Four former newsmagazine correspondents living in different parts of the world started the East West News Service in the late 1990s. The concept was that each journalist would complete his own freelance assignment, then ask his colleagues to help resell his story. The idea was sound but eventually foundered on the fact that none of the journalists really wanted to spend time selling a story that was not their own.
Who We Are
In 2008, the company was relaunched under the name U.S.-China Travel News to coincide with the Beijing Olympics. The focus was on Pacific Rim travel but the name was too restrictive.
In 2013, the company reorganized again under its old name and in its present form with the goal of publishing timely, well written and factually accurate travel and cultural analysis of compelling destinations. EWNS articles and travel writing focus on the history, culture and economy of a location, hopefully providing enough information so that once the traveler arrives he or she knows what to look for as well as where to go. On numerous occasions our articles have been recognized by the Overseas Press Club of America and awarded top honors by the Society of American Travel Writers and the North American Travel Journalists Association.
David DeVoss
East - West News Editor and Senior Correspondent
David DeVoss has been a professional journalist since 1968 when he joined the Time-Life News Service as the youngest staff correspondent in the history of Time Magazine. He worked in Houston, Montreal and Detroit before becoming a war correspondent at age 24 in Saigon. After four years in Los Angeles covering the music industry, he returned to Asia in 1977 serving as Time’s Hong Kong correspondent and Bangkok Bureau Chief before moving to Mexico City to report on the wars in Central America.

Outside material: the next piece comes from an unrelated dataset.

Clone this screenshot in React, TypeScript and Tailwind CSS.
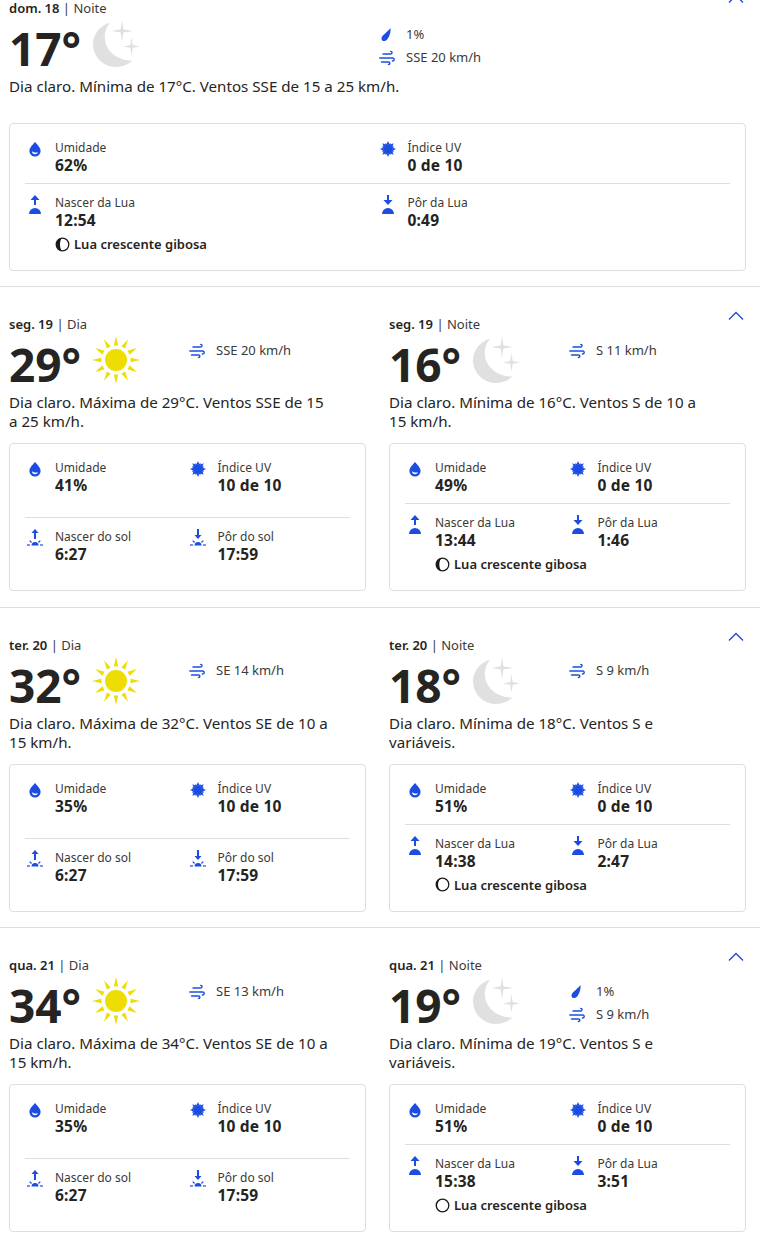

In 1985, the Los Angeles Times hired DeVoss to be a Special Correspondent with the Los Angeles Times Magazine. While there he won three national writing awards in four years. Then he became the Americas Correspondent and Editor for Asia, Inc. and Asia Times, a business magazine and newspaper published by the Manager Media Group in Thailand.
In 1998, after 30 years in journalism, DeVoss entered the field of International Development. He headed a $2.5 million print media development program in Bosnia & Herzegovina before moving to East Timor where he helped a number of struggling publications become sustainable by helping the UN Transition Authority establish a print media consortium.
DeVoss served as the Senior Information Officer for the U.S. Agency for International Development in Baghdad in 2004 and 2005. From 2008 to 2013 he worked as the Director of Communications on USAID projects in Afghanistan and Iraq, the latter a $192 million effort to create a private sector in the previously state-centralized economy.
While working for the Los Angeles Times DeVoss won national writing awards from AP, the Sporting News and the Art Directors Club of New York, plus the Unity Award in Media from Lincoln University in Missouri. In 2000, 2003, 2004 and 2011 DeVoss received the Best Magazine Story of the year Gold Award from the Society of American Travel Writers for work appearing in Smithsonian. In 2008, his essay on the Natchez Trace garnered a Silver Award from SATW. In 2014, he won the Gold Prize for travel writing from the North American Travel Journalists Association.
The author of seven books, DeVoss also serves as a part-time Visiting Professor at the Hebei Institute of Communications in Shijiazhuang, China.
Contribution Policy
The East-West News Service welcomes editorial contributions from established journalists. Submissions must be sent electronically in single spaced Times New Roman type and accompanied by a selection of high resolution photographs plus a brief author’s bio at the end of the story. Please send to info@eastwestnewsservice.com. In order to insure accuracy, contact information must accompany the names of all persons quoted.
In certain cases, the EWNS will reprint articles published elsewhere if the author owns the rights to the story and photographs and the editorial content meets the needs of EWNS.